In this example, BI ended at the report or chart or visualization. There was no integration into the management cycle to continue into planning. I'm not talking about the financial genius building a model to show various projections. I mean the outcomes of planning... tasks, deliverables, goals/objectives, etc. BI only comes back into the picture when new reports are needed.

For me, without better integration into the business processes and mgmt cycle, BI will forever by a reporting tool on steroids.

Another dilemma for BI?

The pain to verify numbers. The time/cost to produce new numbers. Anytime you need to involve your ETL developer or cube/report developer to explain how a number was generated costs time and money. It's not their fault, it's the tools they are forced to work with.
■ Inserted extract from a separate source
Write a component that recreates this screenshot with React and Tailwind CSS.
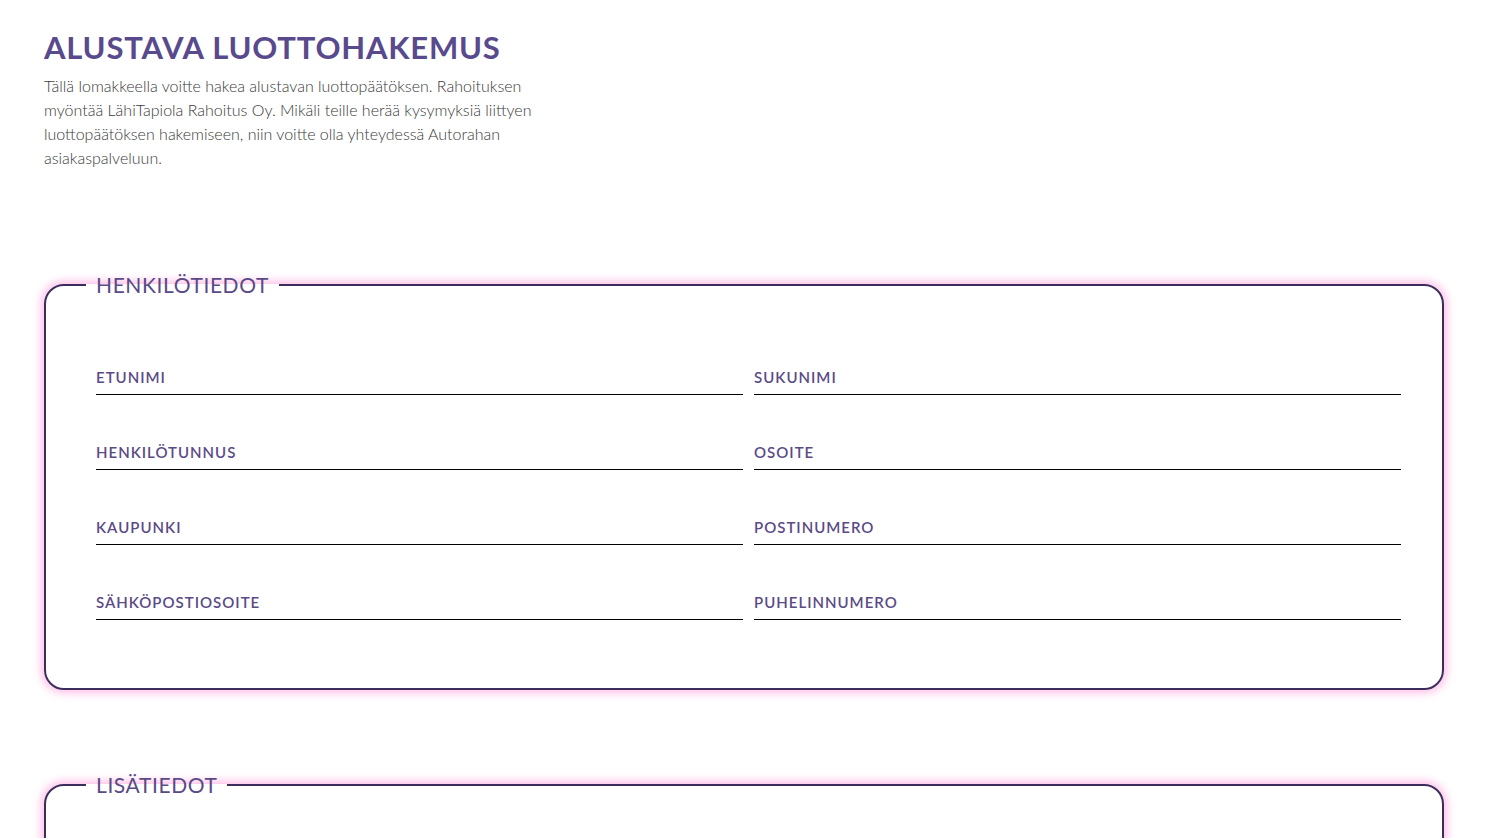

BI needs to move more into the "configuration" space. At least needs to move up a level or two in usability to where application building is today. With all the toolboxes, components, and hosted technology available, I feel that "I" could almost write a Web 2.0 app! (okay a very simple one... maybe).

The point being is the technologist's tools need another layer of abstraction/architecture (okay not sure exactly what to call this) to allow quicker time to value.

Caveat: Now don't get me wrong. I think BI has future potential and can provide value. (now here comes the tough love speech) But BI has problems and poor results are seen repeatedly. I want BI to improve so I'm not picking it apart because I have another agenda; I truly want success. Success through learning and change.

Monday, July 14

BI costs Fortune 500 millions

I don't normally like to bring bad news up, although the Business Intelligence industry desperately needs a new guiding light. However there is always something to be learned from failures and bad news. Just like the first "F" I received in university... a wake up call for me that kicked me in the ass!

Dynamic Markets did market research, posted by and found that "BI failed to impact decision making in US and UK companies." posts about industry risks and value creation. 218 operational execs and front line mgmt were surveyed. Some quick stats for you:
  • 76% were forced to make decisions because not all the info was available in time.
  • 63% believe that BI reports are simply reference documents used to justify after the decision is made.
  • 70% do not receive reports that provide predictions about problems or potential opportunities.
Okay, those aren't great stats for an industry that promotes itself as "providing timely, accurate results to make fact-based decisions." A more alarming stat is the cost to companies -- the impact of inadequate intelligence.

$478,868 in lost revenue!

That really hits home for me. That doesn't include the cost to implement a BI solution in the first place. Now if we take a step back and look at the industry. There are a plethora of tools, consultants, methodologies, and training courses but for the Fortune 500, BI is hurting companies more than it is helping.

Now there may be some very valid reasons for this. Fortune 500 companies are large, very complex business with multiple departments all intermingled. They have high volumes of data that BI needs to distribute over a large geography. Plus just understanding their business to build a BI solution would be a tremendous effort. But as my papi would say, "you're giving into excuses."

So if we assume these stats are true and speak to the Business Intelligence industry in generalities, then we should be trying to figure out, in big leaps and bounds, how to make this work. There needs to be a vision... perhaps many visions on taking BI forward. Other software industries have gone through regular change and come out better for it. Isn't it time for Business Intelligence to go through it's paradigm shift?

Thursday, July 10

BI has it all wrong?

The BI market is showing a flurry of innovation and new companies over the last year or so. Usually stale industries or high customer pain forces new ideas to come to fruition. Reading blogs of people who actually work on projects or companies that do BI, you can hear some of this pain.

So what can be done to make the experience for customers better? Well thanks Rick Rogers for the link to The Future of BI, by Tom Gonzalez. Some excellent insights and he may be onto something with his ideas for dashboards. May not solve all the problems, but every bit helps.